Judge Isaac C. Parker (the Hanging Judge) presided here and sentenced 160 persons to be hanged.  There was an interesting little museum at the visitor center of the Fort.

The following 5 pictures are taken of a wide panel summarizing the life of one outlaw, Henry Starr.  He was quite a busy guy.

The gallows, rebuilt from a photo taken of the original gallows.  (Photography was prohibited at hangings.)

Next stop was Hot Springs, Arkansas.  The street is lined with grand old buildings which held hotels and spas.  A couple are still open.  There was a faucet on the street where people were filling jugs with Hot Springs water.  Decided to fill a glass for myself, for whatever magical mystical powers or minerals might be in the water.  Didn't realize that it came out of the facet at about 125 degrees, so I couldn't drink it until it was in the fridge for a day.  Hot Springs is a pretty little town; would be nice to return and explore some more someday.

Sign in Hot Springs, Arkansas

Outside the door of the RV in the morning.
After Hot Springs I meandered east and south, ending at Biloxi, MS.

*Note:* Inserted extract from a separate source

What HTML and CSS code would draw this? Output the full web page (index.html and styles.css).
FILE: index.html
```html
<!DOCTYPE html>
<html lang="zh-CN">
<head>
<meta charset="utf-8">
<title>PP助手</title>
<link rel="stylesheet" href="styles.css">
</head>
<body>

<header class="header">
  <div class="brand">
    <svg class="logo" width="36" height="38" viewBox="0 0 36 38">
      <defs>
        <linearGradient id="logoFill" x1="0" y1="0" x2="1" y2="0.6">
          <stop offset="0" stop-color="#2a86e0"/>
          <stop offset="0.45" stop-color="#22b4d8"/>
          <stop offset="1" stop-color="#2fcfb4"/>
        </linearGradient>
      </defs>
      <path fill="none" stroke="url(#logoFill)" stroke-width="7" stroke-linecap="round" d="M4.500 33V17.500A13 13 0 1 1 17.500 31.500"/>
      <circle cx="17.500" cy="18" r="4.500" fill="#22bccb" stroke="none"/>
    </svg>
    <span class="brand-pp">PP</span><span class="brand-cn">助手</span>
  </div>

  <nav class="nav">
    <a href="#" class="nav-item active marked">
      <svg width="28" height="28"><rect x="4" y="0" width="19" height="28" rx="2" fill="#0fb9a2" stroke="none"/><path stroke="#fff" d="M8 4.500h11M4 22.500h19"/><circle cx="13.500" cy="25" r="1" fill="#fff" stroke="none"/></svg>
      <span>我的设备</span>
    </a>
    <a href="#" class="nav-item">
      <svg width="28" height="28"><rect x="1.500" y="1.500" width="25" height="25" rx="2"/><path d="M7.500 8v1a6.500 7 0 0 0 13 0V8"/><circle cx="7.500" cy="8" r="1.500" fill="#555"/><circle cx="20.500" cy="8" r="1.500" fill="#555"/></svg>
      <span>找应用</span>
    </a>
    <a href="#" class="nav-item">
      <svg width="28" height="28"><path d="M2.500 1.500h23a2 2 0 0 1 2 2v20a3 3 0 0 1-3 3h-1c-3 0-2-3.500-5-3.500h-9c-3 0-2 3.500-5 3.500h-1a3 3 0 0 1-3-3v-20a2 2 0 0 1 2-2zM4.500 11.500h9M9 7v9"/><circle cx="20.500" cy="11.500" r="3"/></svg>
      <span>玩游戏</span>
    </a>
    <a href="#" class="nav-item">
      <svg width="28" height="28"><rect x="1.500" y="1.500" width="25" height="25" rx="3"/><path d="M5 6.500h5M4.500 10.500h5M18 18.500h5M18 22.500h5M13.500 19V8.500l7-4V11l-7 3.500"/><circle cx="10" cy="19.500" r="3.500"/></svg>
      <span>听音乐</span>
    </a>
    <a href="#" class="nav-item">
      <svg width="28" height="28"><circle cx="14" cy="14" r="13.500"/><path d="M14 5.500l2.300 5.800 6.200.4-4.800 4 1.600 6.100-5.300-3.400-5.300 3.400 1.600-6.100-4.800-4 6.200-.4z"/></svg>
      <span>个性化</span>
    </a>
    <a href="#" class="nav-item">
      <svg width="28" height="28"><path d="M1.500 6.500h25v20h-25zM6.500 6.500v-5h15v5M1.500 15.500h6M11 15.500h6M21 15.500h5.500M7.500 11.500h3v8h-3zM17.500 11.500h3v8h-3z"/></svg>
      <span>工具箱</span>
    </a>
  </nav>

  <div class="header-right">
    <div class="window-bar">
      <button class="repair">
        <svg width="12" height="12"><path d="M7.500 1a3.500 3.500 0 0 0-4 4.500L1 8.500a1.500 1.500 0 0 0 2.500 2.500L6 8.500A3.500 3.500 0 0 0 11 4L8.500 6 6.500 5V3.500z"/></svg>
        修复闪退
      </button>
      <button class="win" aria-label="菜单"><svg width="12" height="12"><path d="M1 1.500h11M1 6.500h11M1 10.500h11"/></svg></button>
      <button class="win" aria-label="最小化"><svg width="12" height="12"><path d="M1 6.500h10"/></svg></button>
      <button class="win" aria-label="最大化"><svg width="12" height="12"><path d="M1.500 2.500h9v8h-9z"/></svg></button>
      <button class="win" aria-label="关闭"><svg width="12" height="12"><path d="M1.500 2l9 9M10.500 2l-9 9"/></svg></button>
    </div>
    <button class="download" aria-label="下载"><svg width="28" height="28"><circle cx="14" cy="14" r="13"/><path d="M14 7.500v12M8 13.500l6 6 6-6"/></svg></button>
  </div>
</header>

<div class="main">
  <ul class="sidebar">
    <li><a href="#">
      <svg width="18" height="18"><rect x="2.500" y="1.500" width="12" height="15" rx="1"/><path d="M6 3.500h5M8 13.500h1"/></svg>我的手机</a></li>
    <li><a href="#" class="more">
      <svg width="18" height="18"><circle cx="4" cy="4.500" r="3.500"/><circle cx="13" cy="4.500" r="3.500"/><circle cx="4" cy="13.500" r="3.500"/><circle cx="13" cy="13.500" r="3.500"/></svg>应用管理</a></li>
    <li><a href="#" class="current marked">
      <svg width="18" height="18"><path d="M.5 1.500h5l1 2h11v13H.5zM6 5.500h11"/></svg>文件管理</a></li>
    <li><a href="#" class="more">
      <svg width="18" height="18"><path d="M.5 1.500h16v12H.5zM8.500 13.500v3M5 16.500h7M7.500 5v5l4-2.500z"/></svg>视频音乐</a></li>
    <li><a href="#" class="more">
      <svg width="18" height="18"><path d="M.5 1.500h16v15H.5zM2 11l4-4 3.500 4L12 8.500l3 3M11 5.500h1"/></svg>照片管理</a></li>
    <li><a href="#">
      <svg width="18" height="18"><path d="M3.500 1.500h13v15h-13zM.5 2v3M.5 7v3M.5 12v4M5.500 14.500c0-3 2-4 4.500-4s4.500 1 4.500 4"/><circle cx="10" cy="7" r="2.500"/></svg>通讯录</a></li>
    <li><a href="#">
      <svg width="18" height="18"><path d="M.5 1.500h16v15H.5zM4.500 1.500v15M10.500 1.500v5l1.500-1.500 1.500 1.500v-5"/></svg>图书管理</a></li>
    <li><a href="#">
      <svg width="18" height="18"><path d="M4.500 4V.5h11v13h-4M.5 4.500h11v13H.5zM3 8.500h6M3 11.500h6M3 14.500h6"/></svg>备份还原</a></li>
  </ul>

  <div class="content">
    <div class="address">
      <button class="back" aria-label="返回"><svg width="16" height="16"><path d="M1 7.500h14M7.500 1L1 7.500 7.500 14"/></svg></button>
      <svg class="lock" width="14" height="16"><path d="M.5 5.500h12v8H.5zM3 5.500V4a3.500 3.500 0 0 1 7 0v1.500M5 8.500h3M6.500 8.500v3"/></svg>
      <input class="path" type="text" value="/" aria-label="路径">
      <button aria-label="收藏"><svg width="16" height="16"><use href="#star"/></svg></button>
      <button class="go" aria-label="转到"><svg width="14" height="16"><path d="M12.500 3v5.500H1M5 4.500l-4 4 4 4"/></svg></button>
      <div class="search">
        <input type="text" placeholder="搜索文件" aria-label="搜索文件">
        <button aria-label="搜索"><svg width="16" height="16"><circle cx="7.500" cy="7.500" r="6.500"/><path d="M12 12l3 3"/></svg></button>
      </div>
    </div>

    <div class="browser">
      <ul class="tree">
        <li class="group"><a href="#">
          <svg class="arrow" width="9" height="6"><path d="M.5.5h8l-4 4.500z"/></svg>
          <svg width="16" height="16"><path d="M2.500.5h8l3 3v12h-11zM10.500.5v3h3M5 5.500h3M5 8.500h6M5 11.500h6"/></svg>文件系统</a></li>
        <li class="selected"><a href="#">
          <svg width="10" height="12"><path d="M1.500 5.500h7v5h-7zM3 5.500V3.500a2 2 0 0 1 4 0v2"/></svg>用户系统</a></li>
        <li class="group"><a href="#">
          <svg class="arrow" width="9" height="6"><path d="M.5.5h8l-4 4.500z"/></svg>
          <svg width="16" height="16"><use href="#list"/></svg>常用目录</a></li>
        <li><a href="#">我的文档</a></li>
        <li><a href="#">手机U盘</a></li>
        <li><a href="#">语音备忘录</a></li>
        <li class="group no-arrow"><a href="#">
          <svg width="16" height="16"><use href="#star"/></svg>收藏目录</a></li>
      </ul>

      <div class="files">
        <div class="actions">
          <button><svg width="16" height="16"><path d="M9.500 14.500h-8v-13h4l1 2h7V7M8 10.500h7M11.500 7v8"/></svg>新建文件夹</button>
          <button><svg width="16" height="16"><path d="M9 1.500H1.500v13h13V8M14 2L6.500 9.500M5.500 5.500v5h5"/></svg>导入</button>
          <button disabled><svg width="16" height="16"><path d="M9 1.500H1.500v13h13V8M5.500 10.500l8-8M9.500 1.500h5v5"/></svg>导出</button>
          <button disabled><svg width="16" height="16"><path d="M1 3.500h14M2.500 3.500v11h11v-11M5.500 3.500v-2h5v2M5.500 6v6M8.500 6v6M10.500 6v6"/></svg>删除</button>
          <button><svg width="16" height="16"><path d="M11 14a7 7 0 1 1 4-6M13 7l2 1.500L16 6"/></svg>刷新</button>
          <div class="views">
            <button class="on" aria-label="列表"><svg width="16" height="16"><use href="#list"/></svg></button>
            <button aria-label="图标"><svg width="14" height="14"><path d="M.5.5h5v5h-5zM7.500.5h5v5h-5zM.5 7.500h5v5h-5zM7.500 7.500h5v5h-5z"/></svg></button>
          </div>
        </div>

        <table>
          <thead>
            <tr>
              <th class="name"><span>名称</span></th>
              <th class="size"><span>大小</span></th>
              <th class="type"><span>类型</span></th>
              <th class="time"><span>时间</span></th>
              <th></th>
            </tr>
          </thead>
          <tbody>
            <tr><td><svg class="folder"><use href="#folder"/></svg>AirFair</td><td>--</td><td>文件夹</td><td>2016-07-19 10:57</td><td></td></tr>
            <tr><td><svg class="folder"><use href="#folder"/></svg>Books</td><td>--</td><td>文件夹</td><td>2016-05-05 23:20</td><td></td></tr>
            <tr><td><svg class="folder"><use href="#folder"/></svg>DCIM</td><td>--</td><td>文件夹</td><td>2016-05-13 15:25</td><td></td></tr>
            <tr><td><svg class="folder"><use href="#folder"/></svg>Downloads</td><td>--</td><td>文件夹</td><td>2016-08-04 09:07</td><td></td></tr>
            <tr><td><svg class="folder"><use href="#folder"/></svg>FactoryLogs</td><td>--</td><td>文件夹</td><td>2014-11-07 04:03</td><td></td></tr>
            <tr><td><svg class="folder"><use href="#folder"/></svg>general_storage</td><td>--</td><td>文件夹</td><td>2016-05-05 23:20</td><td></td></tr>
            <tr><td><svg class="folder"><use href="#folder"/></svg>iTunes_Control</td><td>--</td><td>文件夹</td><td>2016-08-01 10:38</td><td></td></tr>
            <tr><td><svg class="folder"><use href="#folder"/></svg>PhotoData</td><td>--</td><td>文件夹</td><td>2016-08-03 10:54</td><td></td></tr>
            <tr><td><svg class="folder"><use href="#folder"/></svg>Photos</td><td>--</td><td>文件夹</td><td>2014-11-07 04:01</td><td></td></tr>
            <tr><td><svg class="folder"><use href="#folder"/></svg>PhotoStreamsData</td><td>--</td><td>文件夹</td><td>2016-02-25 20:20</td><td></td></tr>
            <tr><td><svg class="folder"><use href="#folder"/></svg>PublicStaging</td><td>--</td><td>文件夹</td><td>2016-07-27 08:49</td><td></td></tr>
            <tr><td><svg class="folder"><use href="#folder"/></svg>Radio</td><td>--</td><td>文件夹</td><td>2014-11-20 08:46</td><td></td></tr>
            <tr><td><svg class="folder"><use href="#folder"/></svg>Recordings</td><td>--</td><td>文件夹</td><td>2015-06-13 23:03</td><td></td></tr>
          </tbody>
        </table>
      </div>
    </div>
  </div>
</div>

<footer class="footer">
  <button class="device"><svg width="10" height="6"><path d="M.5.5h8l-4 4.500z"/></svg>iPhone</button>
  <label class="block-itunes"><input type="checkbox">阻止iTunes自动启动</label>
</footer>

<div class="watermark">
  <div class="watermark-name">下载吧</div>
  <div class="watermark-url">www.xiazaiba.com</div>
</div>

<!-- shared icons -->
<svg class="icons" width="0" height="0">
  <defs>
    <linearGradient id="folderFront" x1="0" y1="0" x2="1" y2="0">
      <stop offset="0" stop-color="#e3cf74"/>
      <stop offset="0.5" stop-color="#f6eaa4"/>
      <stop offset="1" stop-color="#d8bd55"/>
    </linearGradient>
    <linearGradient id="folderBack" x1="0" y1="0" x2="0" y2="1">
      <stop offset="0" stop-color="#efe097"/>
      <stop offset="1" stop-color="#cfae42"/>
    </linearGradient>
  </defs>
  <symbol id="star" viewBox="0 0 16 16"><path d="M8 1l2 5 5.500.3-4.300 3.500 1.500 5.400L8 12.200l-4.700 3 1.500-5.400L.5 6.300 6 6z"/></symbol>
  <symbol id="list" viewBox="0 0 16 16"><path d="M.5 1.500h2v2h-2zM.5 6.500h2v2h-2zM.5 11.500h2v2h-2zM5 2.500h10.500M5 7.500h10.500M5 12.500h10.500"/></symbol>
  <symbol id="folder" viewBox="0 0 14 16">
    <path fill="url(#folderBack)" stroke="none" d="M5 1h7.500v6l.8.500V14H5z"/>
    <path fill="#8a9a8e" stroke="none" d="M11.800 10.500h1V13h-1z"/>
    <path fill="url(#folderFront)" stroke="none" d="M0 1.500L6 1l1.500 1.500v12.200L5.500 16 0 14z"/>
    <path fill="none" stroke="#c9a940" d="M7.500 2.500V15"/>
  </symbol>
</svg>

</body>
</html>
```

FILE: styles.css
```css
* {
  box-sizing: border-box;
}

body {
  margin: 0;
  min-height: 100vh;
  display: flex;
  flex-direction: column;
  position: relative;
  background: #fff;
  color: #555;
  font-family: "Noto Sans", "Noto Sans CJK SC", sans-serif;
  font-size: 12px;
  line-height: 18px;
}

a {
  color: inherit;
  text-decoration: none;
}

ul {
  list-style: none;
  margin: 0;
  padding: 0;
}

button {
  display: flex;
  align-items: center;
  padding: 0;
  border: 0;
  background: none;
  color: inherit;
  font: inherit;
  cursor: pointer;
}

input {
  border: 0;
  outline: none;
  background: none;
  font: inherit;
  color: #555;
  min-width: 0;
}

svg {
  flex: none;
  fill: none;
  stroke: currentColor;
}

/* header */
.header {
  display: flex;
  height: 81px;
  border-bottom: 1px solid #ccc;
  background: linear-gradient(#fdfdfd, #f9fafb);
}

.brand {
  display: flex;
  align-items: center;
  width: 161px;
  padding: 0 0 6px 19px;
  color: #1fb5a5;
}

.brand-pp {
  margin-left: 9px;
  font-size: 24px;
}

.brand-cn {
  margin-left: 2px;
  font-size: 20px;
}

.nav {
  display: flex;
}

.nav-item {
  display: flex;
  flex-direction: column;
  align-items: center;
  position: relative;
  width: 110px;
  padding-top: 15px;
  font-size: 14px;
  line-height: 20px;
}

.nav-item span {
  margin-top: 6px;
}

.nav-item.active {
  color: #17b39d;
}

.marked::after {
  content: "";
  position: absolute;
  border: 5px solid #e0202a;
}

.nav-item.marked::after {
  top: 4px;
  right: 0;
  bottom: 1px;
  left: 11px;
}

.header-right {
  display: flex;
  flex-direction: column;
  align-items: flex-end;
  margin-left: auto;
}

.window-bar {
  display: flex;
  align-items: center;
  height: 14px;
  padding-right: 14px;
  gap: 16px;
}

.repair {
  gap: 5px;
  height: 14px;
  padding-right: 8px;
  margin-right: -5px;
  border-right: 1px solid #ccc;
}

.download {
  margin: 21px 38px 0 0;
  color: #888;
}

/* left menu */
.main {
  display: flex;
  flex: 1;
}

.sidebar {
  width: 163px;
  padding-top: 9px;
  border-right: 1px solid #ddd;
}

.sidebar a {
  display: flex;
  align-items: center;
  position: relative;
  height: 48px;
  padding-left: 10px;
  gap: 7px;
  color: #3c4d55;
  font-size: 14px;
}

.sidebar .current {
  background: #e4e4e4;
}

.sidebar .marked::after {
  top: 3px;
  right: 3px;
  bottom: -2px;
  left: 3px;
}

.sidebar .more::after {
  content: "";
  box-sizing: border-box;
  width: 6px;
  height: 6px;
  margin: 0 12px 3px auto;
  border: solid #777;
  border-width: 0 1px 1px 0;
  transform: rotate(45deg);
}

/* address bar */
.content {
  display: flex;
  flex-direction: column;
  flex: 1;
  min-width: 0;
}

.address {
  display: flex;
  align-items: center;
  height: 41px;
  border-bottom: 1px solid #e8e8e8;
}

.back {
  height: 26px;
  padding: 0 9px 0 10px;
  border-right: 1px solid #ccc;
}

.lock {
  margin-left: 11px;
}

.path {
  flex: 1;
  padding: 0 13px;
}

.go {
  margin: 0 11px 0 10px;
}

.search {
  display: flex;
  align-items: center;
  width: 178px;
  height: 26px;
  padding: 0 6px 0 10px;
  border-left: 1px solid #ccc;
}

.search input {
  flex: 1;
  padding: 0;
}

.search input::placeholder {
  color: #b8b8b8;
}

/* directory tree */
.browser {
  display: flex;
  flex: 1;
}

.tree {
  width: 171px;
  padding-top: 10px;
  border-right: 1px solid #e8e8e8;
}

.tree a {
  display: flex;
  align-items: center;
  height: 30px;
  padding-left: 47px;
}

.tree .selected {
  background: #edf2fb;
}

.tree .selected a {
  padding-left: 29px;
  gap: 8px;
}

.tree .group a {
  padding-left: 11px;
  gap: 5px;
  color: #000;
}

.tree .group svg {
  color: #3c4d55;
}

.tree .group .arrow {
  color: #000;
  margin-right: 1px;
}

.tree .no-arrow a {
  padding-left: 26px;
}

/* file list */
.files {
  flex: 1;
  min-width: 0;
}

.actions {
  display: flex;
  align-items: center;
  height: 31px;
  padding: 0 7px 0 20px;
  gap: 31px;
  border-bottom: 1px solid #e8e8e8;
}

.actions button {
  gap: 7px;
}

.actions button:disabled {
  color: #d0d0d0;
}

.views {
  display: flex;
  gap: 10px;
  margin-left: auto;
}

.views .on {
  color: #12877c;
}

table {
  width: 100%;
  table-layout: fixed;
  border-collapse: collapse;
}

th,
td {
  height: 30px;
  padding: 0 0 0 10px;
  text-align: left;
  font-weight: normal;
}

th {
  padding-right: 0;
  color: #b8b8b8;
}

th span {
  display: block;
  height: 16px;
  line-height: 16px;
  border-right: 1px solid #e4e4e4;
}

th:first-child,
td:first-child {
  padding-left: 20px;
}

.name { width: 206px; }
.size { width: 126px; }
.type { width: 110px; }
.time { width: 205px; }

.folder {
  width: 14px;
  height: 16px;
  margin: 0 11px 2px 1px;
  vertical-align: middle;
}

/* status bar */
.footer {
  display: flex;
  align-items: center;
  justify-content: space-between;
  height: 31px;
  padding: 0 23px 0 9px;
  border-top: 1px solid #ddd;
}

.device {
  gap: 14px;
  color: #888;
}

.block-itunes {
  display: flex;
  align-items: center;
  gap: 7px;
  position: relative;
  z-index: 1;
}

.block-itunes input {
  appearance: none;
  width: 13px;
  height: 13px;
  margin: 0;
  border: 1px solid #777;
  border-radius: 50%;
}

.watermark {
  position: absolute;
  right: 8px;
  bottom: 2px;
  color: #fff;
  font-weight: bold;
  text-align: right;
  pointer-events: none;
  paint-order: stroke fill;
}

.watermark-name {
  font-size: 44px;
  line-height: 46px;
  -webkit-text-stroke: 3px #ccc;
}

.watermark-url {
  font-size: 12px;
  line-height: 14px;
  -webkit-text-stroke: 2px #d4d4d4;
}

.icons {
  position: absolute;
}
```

Interesting mural painted on a building
Ryder modeling her new sun visor
It is now August 31, and a tropical storm is blowing up the gulf coast of Florida and along Alabama and Biloxi.  I'm planning on cutting the trip short by one day and heading back to St. Augustine early in the morning.  There is one more post planned for this blog, a wrap-up of some of the statistics, highlights of the trip and other items that didn't make it into the printed blog.